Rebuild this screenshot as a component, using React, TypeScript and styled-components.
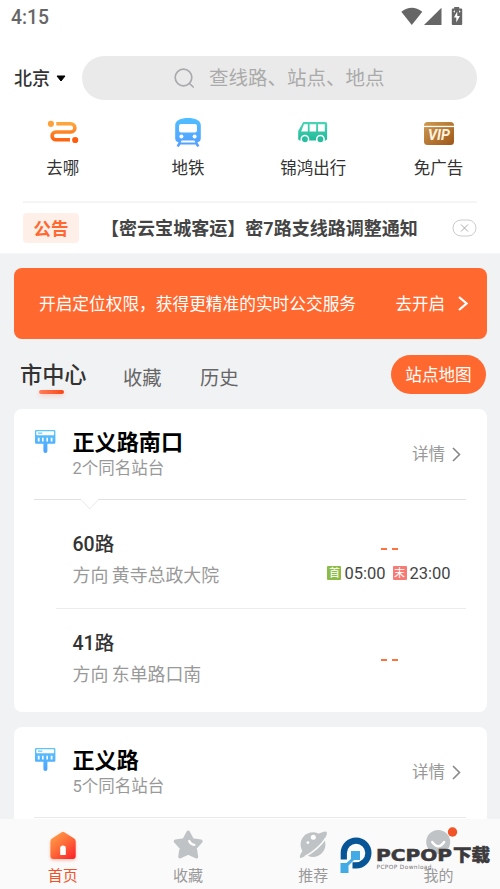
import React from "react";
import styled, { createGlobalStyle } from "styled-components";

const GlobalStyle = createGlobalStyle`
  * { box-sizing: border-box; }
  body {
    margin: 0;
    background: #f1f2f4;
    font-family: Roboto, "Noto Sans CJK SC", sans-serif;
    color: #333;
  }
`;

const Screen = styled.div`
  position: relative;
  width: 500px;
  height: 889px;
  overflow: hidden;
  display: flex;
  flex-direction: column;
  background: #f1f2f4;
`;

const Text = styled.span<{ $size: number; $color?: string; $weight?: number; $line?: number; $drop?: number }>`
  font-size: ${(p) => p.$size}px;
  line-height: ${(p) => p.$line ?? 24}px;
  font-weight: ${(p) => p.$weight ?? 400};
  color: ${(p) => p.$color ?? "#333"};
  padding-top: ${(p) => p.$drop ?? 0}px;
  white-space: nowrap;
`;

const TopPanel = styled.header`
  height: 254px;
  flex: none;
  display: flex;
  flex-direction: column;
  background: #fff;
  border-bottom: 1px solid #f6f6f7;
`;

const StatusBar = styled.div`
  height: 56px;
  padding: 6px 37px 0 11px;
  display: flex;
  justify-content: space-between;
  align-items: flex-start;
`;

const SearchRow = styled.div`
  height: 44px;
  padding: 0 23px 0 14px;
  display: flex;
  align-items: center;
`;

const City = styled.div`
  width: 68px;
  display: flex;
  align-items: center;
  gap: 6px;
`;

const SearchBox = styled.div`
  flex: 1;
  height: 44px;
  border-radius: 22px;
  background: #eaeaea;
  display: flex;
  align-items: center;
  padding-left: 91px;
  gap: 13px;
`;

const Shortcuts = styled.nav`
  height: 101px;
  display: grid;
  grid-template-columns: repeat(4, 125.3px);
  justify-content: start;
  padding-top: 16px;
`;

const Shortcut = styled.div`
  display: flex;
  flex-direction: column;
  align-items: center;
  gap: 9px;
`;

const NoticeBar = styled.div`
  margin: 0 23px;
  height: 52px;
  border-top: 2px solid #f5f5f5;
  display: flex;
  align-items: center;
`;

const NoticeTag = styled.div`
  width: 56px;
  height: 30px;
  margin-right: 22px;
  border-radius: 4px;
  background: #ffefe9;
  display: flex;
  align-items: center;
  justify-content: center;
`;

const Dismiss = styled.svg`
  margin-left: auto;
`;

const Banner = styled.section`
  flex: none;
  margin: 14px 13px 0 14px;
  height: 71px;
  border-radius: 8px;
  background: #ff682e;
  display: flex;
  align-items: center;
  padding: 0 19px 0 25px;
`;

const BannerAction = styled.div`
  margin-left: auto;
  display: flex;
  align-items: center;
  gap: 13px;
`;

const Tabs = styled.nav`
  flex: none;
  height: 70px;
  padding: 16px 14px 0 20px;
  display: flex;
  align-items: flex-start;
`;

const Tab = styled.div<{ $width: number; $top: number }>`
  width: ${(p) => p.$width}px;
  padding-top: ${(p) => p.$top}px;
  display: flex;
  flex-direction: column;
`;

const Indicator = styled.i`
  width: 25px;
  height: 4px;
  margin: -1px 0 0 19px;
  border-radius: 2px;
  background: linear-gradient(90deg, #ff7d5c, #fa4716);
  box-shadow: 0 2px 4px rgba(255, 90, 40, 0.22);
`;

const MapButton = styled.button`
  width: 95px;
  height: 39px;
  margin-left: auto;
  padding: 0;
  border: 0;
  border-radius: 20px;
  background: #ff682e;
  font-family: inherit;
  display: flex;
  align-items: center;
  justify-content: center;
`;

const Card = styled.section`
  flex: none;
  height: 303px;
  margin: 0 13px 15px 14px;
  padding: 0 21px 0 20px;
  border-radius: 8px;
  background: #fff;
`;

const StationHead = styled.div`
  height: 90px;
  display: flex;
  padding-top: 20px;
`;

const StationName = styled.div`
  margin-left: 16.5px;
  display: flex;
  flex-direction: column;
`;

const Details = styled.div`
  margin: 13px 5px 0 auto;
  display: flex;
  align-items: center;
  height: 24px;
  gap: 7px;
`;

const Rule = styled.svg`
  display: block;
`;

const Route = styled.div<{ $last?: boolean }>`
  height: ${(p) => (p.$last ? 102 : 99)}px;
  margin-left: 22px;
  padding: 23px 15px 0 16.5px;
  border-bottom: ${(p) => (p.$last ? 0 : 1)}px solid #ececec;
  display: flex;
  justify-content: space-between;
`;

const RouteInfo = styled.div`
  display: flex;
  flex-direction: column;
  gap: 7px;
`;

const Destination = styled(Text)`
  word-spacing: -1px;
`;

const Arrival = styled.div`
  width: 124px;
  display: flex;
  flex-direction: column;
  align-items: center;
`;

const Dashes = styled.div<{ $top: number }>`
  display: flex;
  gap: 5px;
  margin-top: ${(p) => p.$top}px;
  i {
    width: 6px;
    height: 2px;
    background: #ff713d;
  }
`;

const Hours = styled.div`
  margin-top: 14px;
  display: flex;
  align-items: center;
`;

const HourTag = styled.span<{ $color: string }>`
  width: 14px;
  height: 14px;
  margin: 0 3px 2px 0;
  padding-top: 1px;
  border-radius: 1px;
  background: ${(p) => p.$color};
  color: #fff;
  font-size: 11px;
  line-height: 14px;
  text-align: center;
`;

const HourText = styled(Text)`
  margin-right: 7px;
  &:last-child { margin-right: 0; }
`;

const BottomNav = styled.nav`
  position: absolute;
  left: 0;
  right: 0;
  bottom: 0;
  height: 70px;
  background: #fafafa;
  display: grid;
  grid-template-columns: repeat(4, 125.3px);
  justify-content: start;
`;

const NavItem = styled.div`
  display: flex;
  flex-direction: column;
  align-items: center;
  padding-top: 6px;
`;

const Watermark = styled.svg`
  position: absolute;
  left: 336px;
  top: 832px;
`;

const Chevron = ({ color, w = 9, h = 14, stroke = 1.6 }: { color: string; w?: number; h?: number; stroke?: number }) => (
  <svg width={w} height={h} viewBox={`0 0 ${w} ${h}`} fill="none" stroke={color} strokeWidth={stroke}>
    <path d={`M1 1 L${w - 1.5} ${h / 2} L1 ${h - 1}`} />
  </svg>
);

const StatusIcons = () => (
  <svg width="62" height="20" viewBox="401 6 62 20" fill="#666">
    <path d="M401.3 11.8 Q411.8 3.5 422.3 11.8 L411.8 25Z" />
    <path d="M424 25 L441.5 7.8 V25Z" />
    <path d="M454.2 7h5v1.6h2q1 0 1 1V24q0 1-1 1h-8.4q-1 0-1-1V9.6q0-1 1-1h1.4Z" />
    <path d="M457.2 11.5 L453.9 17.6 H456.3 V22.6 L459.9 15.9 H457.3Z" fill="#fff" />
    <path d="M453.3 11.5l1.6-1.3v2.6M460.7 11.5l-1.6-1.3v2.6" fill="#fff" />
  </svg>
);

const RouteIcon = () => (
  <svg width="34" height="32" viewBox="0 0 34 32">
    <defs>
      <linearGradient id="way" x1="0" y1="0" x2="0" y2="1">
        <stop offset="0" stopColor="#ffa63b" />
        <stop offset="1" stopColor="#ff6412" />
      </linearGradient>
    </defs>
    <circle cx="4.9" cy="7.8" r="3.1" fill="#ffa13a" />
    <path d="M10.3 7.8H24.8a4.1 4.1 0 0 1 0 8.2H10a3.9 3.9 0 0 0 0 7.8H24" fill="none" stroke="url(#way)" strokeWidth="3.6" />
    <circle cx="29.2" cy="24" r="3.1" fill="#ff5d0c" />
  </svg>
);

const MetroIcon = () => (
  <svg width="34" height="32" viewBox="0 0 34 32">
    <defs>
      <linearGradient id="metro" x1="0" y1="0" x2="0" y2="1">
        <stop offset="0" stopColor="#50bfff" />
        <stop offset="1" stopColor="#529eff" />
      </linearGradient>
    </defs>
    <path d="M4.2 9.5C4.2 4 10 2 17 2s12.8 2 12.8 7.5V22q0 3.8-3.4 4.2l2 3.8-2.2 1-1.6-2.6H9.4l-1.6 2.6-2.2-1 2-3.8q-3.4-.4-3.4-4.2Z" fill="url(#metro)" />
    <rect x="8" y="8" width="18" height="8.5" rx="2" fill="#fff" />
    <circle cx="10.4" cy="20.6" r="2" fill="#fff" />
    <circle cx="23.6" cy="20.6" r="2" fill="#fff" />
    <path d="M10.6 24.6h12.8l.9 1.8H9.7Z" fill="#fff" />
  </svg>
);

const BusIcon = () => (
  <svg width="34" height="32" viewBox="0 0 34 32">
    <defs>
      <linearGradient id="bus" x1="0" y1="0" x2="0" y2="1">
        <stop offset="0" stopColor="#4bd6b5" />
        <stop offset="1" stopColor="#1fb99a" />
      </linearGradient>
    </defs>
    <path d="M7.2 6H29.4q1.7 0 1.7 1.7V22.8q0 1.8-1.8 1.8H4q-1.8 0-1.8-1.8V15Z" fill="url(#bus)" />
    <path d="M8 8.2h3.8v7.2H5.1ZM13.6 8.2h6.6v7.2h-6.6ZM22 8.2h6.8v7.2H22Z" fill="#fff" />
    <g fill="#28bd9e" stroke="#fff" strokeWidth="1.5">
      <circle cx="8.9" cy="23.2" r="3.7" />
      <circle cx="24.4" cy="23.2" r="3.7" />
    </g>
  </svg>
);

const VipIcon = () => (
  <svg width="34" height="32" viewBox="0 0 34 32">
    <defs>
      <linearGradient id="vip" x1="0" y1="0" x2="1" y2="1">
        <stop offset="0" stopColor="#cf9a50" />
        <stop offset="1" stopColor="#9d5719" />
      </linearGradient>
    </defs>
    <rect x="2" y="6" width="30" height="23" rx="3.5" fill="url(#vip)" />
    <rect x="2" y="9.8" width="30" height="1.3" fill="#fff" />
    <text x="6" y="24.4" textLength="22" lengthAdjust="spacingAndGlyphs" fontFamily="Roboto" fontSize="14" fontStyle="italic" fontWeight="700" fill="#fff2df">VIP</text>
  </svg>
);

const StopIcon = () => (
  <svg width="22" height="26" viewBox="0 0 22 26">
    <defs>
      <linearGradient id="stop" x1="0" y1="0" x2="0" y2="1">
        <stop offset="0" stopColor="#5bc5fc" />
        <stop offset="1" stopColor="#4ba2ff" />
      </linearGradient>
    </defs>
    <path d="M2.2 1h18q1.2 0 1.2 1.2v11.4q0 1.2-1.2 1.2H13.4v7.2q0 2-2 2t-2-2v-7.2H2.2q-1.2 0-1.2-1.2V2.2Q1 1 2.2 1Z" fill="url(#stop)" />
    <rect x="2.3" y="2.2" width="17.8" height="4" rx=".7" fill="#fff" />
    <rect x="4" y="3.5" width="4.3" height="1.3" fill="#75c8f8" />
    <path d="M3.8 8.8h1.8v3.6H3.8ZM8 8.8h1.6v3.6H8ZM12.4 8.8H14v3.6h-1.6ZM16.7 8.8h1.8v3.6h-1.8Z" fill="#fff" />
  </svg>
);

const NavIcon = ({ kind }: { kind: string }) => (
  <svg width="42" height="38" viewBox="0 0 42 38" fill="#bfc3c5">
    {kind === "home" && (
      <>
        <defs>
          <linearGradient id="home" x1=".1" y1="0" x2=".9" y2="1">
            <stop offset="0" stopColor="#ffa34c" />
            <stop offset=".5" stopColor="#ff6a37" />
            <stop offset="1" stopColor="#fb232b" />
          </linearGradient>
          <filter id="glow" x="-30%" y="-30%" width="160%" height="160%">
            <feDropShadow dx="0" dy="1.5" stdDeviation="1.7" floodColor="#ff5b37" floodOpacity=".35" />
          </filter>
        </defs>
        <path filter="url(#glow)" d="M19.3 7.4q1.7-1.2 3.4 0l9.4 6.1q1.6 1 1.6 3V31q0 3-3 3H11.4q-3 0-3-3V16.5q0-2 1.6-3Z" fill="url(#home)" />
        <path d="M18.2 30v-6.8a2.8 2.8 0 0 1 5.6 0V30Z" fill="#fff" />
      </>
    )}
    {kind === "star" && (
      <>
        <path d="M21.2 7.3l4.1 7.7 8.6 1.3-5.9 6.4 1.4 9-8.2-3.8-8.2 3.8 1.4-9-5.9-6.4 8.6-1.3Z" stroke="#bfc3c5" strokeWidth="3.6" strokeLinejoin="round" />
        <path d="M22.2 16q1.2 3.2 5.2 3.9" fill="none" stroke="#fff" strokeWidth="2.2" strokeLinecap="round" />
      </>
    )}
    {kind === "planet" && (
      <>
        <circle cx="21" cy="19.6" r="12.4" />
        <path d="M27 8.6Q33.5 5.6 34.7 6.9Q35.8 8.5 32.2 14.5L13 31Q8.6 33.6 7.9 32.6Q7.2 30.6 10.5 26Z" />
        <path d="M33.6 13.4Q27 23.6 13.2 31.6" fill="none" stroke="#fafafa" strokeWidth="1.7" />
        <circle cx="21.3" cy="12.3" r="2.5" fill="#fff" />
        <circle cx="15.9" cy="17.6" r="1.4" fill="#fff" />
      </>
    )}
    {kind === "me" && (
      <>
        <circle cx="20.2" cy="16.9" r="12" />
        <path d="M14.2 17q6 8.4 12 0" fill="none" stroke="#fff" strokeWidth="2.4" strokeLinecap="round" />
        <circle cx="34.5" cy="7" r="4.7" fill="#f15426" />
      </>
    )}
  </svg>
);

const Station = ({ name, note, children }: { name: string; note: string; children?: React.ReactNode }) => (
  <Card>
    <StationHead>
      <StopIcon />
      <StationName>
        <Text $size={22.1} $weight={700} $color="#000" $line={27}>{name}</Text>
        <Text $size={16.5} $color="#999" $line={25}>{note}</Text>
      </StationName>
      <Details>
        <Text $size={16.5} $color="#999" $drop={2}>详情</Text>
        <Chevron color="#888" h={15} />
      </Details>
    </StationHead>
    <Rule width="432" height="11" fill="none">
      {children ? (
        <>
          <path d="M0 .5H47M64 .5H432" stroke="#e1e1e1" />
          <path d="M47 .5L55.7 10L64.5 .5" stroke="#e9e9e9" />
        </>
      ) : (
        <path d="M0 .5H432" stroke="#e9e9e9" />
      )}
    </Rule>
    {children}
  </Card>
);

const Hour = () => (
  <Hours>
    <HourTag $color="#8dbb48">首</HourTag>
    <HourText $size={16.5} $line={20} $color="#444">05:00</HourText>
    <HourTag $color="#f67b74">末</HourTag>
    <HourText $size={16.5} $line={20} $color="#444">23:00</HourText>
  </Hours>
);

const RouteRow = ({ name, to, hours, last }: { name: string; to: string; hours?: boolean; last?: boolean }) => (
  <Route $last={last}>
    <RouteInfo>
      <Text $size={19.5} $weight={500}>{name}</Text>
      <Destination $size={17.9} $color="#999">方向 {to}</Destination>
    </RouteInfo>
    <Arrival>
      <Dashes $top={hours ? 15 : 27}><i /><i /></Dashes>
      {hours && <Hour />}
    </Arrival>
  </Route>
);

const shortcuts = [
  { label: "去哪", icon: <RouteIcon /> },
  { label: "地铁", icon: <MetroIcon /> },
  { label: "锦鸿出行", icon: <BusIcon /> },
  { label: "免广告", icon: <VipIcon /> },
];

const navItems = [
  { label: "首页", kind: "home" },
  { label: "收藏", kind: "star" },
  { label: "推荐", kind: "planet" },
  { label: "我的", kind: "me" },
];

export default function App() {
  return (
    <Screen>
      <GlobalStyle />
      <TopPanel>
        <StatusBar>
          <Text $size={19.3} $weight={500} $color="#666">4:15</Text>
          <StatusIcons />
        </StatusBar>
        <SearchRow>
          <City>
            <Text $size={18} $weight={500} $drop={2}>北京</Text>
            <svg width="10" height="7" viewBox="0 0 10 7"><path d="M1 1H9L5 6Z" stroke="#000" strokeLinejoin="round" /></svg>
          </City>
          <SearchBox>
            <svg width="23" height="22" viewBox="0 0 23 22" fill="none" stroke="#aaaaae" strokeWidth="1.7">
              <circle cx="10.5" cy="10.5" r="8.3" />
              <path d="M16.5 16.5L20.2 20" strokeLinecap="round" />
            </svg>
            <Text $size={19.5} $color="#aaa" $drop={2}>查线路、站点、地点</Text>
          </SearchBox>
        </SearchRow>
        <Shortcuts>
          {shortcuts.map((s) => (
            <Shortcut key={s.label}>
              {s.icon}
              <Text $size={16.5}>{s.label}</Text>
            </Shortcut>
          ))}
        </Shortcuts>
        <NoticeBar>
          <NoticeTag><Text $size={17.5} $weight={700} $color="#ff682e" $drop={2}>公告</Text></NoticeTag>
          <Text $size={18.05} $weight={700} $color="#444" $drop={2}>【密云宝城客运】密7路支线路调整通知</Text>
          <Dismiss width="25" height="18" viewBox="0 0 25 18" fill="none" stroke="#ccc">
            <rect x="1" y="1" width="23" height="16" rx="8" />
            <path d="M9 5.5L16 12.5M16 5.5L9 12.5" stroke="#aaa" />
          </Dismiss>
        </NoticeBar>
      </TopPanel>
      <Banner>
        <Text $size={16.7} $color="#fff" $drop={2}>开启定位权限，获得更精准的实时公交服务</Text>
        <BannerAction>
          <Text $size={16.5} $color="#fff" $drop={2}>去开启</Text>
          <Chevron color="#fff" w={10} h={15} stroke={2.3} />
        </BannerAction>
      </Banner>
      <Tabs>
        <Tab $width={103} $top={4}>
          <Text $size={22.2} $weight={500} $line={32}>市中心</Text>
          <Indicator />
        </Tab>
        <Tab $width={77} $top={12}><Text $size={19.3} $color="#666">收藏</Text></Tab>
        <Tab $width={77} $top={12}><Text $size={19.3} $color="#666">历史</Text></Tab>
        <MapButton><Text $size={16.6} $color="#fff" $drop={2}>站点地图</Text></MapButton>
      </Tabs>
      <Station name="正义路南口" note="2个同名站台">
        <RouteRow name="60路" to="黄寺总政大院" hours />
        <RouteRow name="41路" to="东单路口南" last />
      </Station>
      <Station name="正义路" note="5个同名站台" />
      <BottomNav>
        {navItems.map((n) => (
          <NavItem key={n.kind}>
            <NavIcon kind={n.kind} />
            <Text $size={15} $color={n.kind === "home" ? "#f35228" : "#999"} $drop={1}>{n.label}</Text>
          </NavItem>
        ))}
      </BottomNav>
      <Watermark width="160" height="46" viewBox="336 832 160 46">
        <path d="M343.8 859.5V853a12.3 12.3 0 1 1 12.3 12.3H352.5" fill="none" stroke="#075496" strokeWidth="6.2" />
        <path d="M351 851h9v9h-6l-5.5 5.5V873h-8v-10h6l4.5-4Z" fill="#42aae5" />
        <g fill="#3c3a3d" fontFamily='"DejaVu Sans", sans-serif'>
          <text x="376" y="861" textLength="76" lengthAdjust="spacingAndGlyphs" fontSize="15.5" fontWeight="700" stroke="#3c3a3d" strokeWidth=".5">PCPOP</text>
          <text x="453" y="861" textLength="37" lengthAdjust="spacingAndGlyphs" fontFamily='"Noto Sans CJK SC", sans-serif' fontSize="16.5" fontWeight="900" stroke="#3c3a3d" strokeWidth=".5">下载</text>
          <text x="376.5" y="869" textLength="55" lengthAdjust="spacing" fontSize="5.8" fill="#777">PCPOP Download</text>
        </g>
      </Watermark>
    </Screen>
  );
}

> **The task**
Locate all lines in the listing above with the word "components". Copy them.

> **The response**
Rebuild this screenshot as a component, using React, TypeScript and styled-components.
import styled, { createGlobalStyle } from "styled-components";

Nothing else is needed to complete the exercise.